Both loops are trivially vectorized by the compiler, and the second one is actually replaced with a memset, so the CPU is also not the bottleneck here (except when the array fits into the L1 cache).

The reason why unidirectional and bidirectional memory accesses would perform differently is that they share the cache and memory buses and other CPU facilities. In the case of RAM, this causes a twofold difference in performance between the pure read and simultaneous read and write scenarios because the memory controller has to switch between the modes on the one-way memory bus, thus halving the bandwidth. The performance drop is less severe for the L2 cache: the bottleneck here is not the cache bus, so the incrementing loop loses by only ~15%.

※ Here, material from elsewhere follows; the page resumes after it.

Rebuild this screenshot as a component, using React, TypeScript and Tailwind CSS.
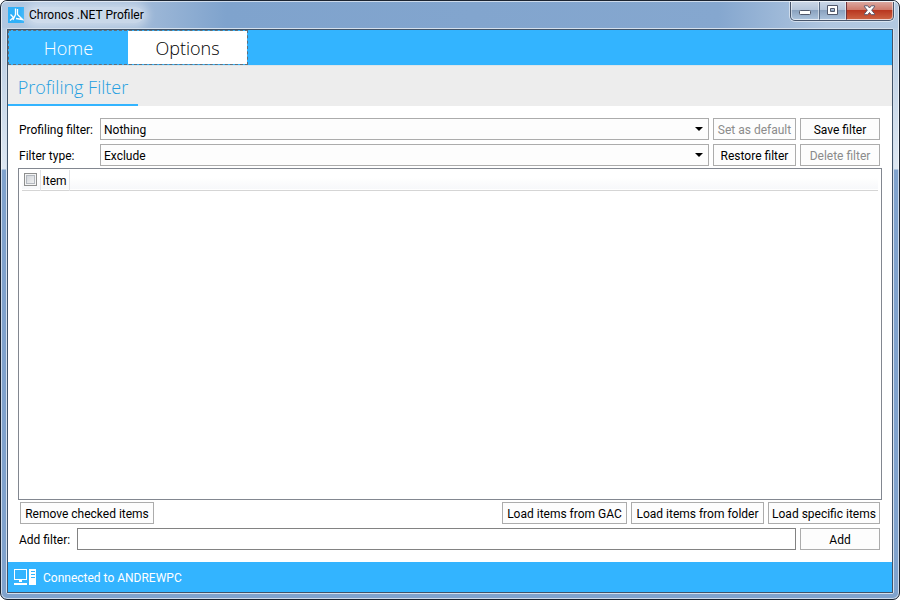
import React from 'react';

function AppLogo() {
  return (
    <svg width="16" height="16" viewBox="0 0 16 16" className="shrink-0" aria-hidden="true">
      <rect width="16" height="16" fill="#2fb0f8" />
      <path d="M7.500 1.500v6L5 13M2.500 7.500L5.500 10.500 2 13.500M9.500 2v5.500L14.500 12.500 8 11.500" fill="none" stroke="#fff" strokeWidth="1.300" />
    </svg>
  );
}

function ComputerIcon() {
  return (
    <svg width="22" height="16" viewBox="0 0 22 16" className="shrink-0" shapeRendering="crispEdges" aria-hidden="true">
      <path d="M.5.5h12v10H.5z" fill="none" stroke="#fff" />
      <path d="M5 11h3v2H5zM0 14h13v2H0zM15 0h7v16h-7z" fill="#fff" />
      <path d="M17 2.500h4M17 5.500h4M17 8.500h4" stroke="#33b4ff" />
    </svg>
  );
}

function CaptionButtons() {
  const shine = 'flex h-full items-center justify-center border border-t-0 border-white/50';
  const glass = 'bg-[linear-gradient(#c9d6e6_0%,#b4c5da_45%,#8aa2bf_50%,#a9c0da_100%)]';
  return (
    <div className="flex h-[19px] self-start overflow-hidden rounded-b-[5px] border border-t-0 border-[#47556b] shadow-[0_0_0_1px_rgba(255,255,255,0.5)]">
      <button type="button" aria-label="Minimize" className={`${shine} ${glass} w-[28px] rounded-bl-[4px]`}>
        <svg width="13" height="6" viewBox="0 0 13 6" className="mt-1">
          <rect x=".5" y=".5" width="11" height="4" rx="1" fill="#fff" stroke="#50586b" />
        </svg>
      </button>
      <button type="button" aria-label="Maximize" className={`${shine} ${glass} w-[27px] border-l-[#596b84]`}>
        <svg width="13" height="11" viewBox="0 0 13 11">
          <path d="M1.500.5h10v9h-10zM4.500 3.500v3h4v-3z" fill="#fff" fillRule="evenodd" stroke="#50586b" />
        </svg>
      </button>
      <button type="button" aria-label="Close" className={`${shine} w-[47px] rounded-br-[4px] border-l-[#70323a] bg-[linear-gradient(#dba79f_0%,#cf7b6c_45%,#b93720_50%,#cc6141_100%)]`}>
        <svg width="13" height="11" viewBox="0 0 13 11">
          <path d="M1.500.8h3.200l1.800 2.200L8.300.8h3.200v1L8.700 5.200l2.800 3.500v1H8.300L6.500 7.500 4.700 9.700H1.500v-1l2.800-3.500-2.800-3.400z" fill="#fff" stroke="#59566b" />
        </svg>
      </button>
    </div>
  );
}

type ButtonProps = { children: React.ReactNode; disabled?: boolean; className?: string };

function Button({ children, disabled, className = '' }: ButtonProps) {
  return (
    <button
      type="button"
      disabled={disabled}
      className={`h-[22px] shrink-0 whitespace-nowrap border border-[#acacac] bg-[#fdfdfd] px-0.5 pt-0.5 text-center disabled:text-[#8b8b8b] ${className}`}
    >
      {children}
    </button>
  );
}

function Dropdown({ id, value, options }: { id: string; value: string; options: string[] }) {
  return (
    <div className="relative min-w-0 flex-1">
      <select id={id} defaultValue={value} className="block h-[22px] w-full appearance-none border border-[#acacac] bg-[#fdfdfd] pt-0.5 pl-[3px] pr-5">
        {options.map((option) => (
          <option key={option}>{option}</option>
        ))}
      </select>
      <svg width="8" height="4" viewBox="0 0 8 4" className="pointer-events-none absolute right-[6px] top-[9px]" aria-hidden="true">
        <path d="M0 0h8L4 4z" />
      </svg>
    </div>
  );
}

export default function App() {
  return (
    <div className="h-screen bg-white font-[Roboto,'Open_Sans',sans-serif] text-[12px] leading-4 text-black">
      <div className="flex h-full flex-col rounded-[7px] border border-[#1b2431] bg-[linear-gradient(#b1c7df_0px,#dde7f2_168px,#80a3cd_169px)] shadow-[inset_0_0_0_1px_rgba(255,255,255,0.6)]">
        <header className="mx-px flex h-[27px] shrink-0 items-center rounded-t-[5px] border-t border-white/60 bg-[linear-gradient(90deg,#b2c8e1_0%,#a2bbd9_15%,#7fa3cd_25%,#85a7cf_80%,#b0c6df_92%,#b3c9e1_100%)] pl-[6px] pr-[4px]">
          <AppLogo />
          <h1 className="ml-[5px] rounded-full bg-white/40 font-normal shadow-[0_0_8px_4px_rgba(255,255,255,0.4)]">Chronos .NET Profiler</h1>
          <div className="flex-1" />
          <CaptionButtons />
        </header>

        <div className="mx-[5px] mb-[5px] flex min-h-0 flex-1 flex-col rounded-[2px] border border-[#d4e0ed]">
          <div className="flex min-h-0 flex-1 flex-col border border-[#405369] bg-white">
            <nav className="flex h-[35px] shrink-0 bg-[#33b4ff] font-['Open_Sans',sans-serif] text-[18px] leading-6 font-light" aria-label="Main">
              <div className="flex border border-dashed border-[#626e78]">
                <button type="button" className="w-[119px] text-white">Home</button>
                <button type="button" className="w-[119px] bg-white" aria-current="page">Options</button>
              </div>
            </nav>
            <div className="flex h-[41px] shrink-0 border-t border-[#dce5e9] bg-[#ededed]">
              <button type="button" className="w-[130px] border-b-2 border-[#33b4ff] pt-1 text-center font-['Open_Sans',sans-serif] text-[18px] leading-6 font-light text-[#259fe0]">
                Profiling Filter
              </button>
            </div>

            <main className="flex min-h-0 flex-1 flex-col px-[10px] py-3">
              <div className="flex flex-col gap-1 pr-0.5">
                <div className="flex items-center gap-1">
                  <label htmlFor="profiling-filter" className="w-[78px] shrink-0 whitespace-nowrap pt-0.5 pl-px">Profiling filter:</label>
                  <Dropdown id="profiling-filter" value="Nothing" options={['Nothing']} />
                  <Button disabled className="w-[83px]">Set as default</Button>
                  <Button className="w-[80px]">Save filter</Button>
                </div>
                <div className="flex items-center gap-1">
                  <label htmlFor="filter-type" className="w-[78px] shrink-0 whitespace-nowrap pt-0.5 pl-px">Filter type:</label>
                  <Dropdown id="filter-type" value="Exclude" options={['Exclude', 'Include']} />
                  <Button className="w-[83px]">Restore filter</Button>
                  <Button disabled className="w-[80px]">Delete filter</Button>
                </div>
              </div>

              <div className="mt-0.5 min-h-0 flex-1 border border-[#828790] px-[3px] pt-px">
                <table className="w-full border-collapse">
                  <thead>
                    <tr className="h-5 border-b border-[#d5d5d5] bg-[linear-gradient(#ffffff_0%,#ffffff_40%,#f7f8fa_100%)]">
                      <th className="w-[18px] border-r border-[#e2e3e6] p-0">
                        <input
                          type="checkbox"
                          aria-label="Check all items"
                          className="mx-auto block size-[13px] appearance-none border border-[#8e8f8f] bg-[linear-gradient(135deg,#cbcfd5,#f6f6f6)] shadow-[inset_0_0_0_1px_#f4f4f4,inset_0_0_0_2px_#b3b8bf]"
                        />
                      </th>
                      <th className="w-[29px] border-r border-[#e2e3e6] p-0 pt-0.5 text-center font-normal">Item</th>
                      <th className="p-0" aria-hidden="true" />
                    </tr>
                  </thead>
                </table>
              </div>

              <div className="mt-0.5 flex gap-1 px-0.5">
                <Button className="w-[134px]">Remove checked items</Button>
                <div className="flex-1" />
                <Button className="w-[125px]">Load items from GAC</Button>
                <Button className="w-[133px]">Load items from folder</Button>
                <Button className="w-[112px]">Load specific items</Button>
              </div>
              <div className="mt-1 flex items-center gap-1 pr-0.5">
                <label htmlFor="add-filter" className="w-[55px] shrink-0 whitespace-nowrap pt-0.5 pl-px">Add filter:</label>
                <input id="add-filter" type="text" className="h-[22px] min-w-0 flex-1 border border-[#828282] bg-white px-1" />
                <Button className="w-[80px]">Add</Button>
              </div>
            </main>

            <footer className="flex h-[30px] shrink-0 items-center gap-[7px] bg-[#33b4ff] pl-[6px] text-white">
              <ComputerIcon />
              <span className="pt-0.5">Connected to ANDREWPC</span>
            </footer>
          </div>
        </div>
      </div>
    </div>
  );
}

There is one interesting anomaly on the graph, namely that the write-only loop performs the same as the read-and-write one when the array hits the L3 cache and the RAM. This is because the CPU moves the data to the highest level of cache on each access, whether it is a read or a write — which is typically a good optimization, as in many use cases we will be needing it soon. When reading data, this isn’t a problem, as the data travels through the cache hierarchy anyway, but when writing, this causes another implicit read to be dispatched right after a write — thus requiring twice the bus bandwidth.

#Bypassing the Cache

We can prevent the CPU from prefetching the data that we just have written by using non-temporal memory accesses. To do this, we need to re-implement the zeroing loop more directly without relying on compiler vectorization.

Ignoring a few special cases, what memset and auto-vectorized assignment loops do under the hood is they just move 32-byte blocks of data with SIMD instructions:

const __m256i zeros = _mm256_set1_epi32(0);

for (int i = 0; i + 7 < N; i += 8)
    _mm256_store_si256((__m256i*) &a[i], zeros);

We can replace the usual vector store intrinsic with a non-temporal one:

const __m256i zeros = _mm256_set1_epi32(0);

for (int i = 0; i + 7 < N; i += 8)
    _mm256_stream_si256((__m256i*) &a[i], zeros);

Non-temporal memory reads or writes are a way to tell the CPU that we won’t be needing the data that we have just accessed in the future, so there is no need to read the data back after a write.

On the one hand, if the array is small enough to fit into the cache, and we actually access it some short time after, this has a negative effect because we have to read entirely it from the RAM (or, in this case, we have to write it into the RAM instead of using a locally cached version). And on the other, this prevents read-backs and lets us use the memory bus more efficiently.

In fact, the performance increase in the case of the RAM is even more than 2x and faster than the read-only benchmark. This happens because:

the memory controller doesn’t have to switch the bus between read and write modes this way;
the instruction sequence becomes simpler, allowing for more pending memory instructions;
and, most importantly, the memory controller can simply “fire and forget” non-temporal write requests — while for reads, it needs to remember what to do with the data once it arrives (similar to connection handles in networking software).

Theoretically, both requests should use the same bandwidth: a read request sends an address and gets data, and a non-temporal write request sends an address with data and gets nothing. Not accounting for the direction, we transmit the same data, but the read cycle will be longer because it needs to wait for the data to be fetched. Since there is a practical limit on how many concurrent requests the memory system can handle, this difference in read/write cycle latency also results in the difference in their bandwidth.

Also, for these reasons, a single CPU core usually can’t fully saturate the memory bandwidth.

The same technique generalizes to memcpy: it also just moves 32-byte blocks with SIMD load/store instructions, and it can be similarly made non-temporal, increasing the throughput twofold for large arrays. There is also a non-temporal load instruction (_mm256_stream_load_si256) for when you want to read without polluting cache (e.g., when you don’t need the original array after a memcpy, but will need some data that you had accessed before calling it).